Exactly as written, retype the listing below, omitting the pictures.

* **DATA PROVIDED**:
* begin *
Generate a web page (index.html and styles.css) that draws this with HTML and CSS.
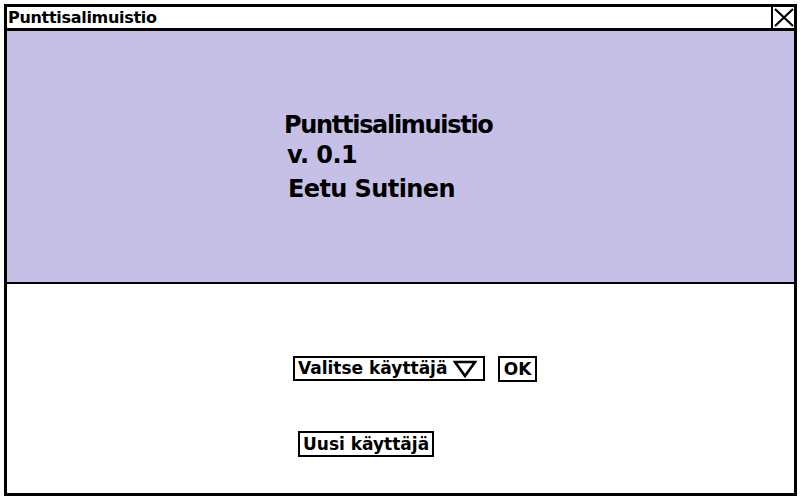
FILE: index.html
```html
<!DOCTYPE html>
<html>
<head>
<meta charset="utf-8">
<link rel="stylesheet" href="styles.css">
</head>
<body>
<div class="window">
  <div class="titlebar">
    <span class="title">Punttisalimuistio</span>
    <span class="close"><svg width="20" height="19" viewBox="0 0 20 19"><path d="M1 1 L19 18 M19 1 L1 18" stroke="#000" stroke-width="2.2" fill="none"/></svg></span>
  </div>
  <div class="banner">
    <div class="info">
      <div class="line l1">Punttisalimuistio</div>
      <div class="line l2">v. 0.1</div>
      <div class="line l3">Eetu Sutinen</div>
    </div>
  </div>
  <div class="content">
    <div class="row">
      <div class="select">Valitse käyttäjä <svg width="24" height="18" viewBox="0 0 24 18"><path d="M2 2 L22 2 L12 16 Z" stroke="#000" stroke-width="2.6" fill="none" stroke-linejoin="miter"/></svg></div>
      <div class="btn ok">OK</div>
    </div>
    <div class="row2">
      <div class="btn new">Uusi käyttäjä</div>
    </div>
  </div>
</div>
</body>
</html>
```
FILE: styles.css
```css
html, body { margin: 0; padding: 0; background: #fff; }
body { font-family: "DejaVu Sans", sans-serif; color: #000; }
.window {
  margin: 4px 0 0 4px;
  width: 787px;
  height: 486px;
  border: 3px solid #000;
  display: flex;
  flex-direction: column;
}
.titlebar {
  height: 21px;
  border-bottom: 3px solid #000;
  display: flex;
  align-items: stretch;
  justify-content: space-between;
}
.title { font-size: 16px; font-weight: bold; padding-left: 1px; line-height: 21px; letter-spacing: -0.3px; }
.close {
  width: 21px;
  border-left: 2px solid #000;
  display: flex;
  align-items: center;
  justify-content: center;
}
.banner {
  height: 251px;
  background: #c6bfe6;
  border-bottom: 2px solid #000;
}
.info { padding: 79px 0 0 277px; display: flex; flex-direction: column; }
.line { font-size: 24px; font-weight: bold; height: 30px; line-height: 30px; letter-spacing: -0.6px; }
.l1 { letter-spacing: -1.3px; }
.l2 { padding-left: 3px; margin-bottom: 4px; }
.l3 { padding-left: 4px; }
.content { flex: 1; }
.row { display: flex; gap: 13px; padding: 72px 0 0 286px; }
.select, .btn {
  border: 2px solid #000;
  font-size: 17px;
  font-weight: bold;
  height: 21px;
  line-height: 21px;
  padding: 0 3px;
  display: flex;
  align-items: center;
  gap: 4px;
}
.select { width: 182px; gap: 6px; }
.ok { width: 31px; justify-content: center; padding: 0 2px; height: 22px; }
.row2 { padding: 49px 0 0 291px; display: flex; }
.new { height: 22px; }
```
* end *
* **COMPLETE OUTPUT**:
Generate a web page (index.html and styles.css) that draws this with HTML and CSS.
FILE: index.html
```html
<!DOCTYPE html>
<html>
<head>
<meta charset="utf-8">
<link rel="stylesheet" href="styles.css">
</head>
<body>
<div class="window">
  <div class="titlebar">
    <span class="title">Punttisalimuistio</span>
    <span class="close"><svg width="20" height="19" viewBox="0 0 20 19"><path d="M1 1 L19 18 M19 1 L1 18" stroke="#000" stroke-width="2.2" fill="none"/></svg></span>
  </div>
  <div class="banner">
    <div class="info">
      <div class="line l1">Punttisalimuistio</div>
      <div class="line l2">v. 0.1</div>
      <div class="line l3">Eetu Sutinen</div>
    </div>
  </div>
  <div class="content">
    <div class="row">
      <div class="select">Valitse käyttäjä <svg width="24" height="18" viewBox="0 0 24 18"><path d="M2 2 L22 2 L12 16 Z" stroke="#000" stroke-width="2.6" fill="none" stroke-linejoin="miter"/></svg></div>
      <div class="btn ok">OK</div>
    </div>
    <div class="row2">
      <div class="btn new">Uusi käyttäjä</div>
    </div>
  </div>
</div>
</body>
</html>
```
FILE: styles.css
```css
html, body { margin: 0; padding: 0; background: #fff; }
body { font-family: "DejaVu Sans", sans-serif; color: #000; }
.window {
  margin: 4px 0 0 4px;
  width: 787px;
  height: 486px;
  border: 3px solid #000;
  display: flex;
  flex-direction: column;
}
.titlebar {
  height: 21px;
  border-bottom: 3px solid #000;
  display: flex;
  align-items: stretch;
  justify-content: space-between;
}
.title { font-size: 16px; font-weight: bold; padding-left: 1px; line-height: 21px; letter-spacing: -0.3px; }
.close {
  width: 21px;
  border-left: 2px solid #000;
  display: flex;
  align-items: center;
  justify-content: center;
}
.banner {
  height: 251px;
  background: #c6bfe6;
  border-bottom: 2px solid #000;
}
.info { padding: 79px 0 0 277px; display: flex; flex-direction: column; }
.line { font-size: 24px; font-weight: bold; height: 30px; line-height: 30px; letter-spacing: -0.6px; }
.l1 { letter-spacing: -1.3px; }
.l2 { padding-left: 3px; margin-bottom: 4px; }
.l3 { padding-left: 4px; }
.content { flex: 1; }
.row { display: flex; gap: 13px; padding: 72px 0 0 286px; }
.select, .btn {
  border: 2px solid #000;
  font-size: 17px;
  font-weight: bold;
  height: 21px;
  line-height: 21px;
  padding: 0 3px;
  display: flex;
  align-items: center;
  gap: 4px;
}
.select { width: 182px; gap: 6px; }
.ok { width: 31px; justify-content: center; padding: 0 2px; height: 22px; }
.row2 { padding: 49px 0 0 291px; display: flex; }
.new { height: 22px; }
```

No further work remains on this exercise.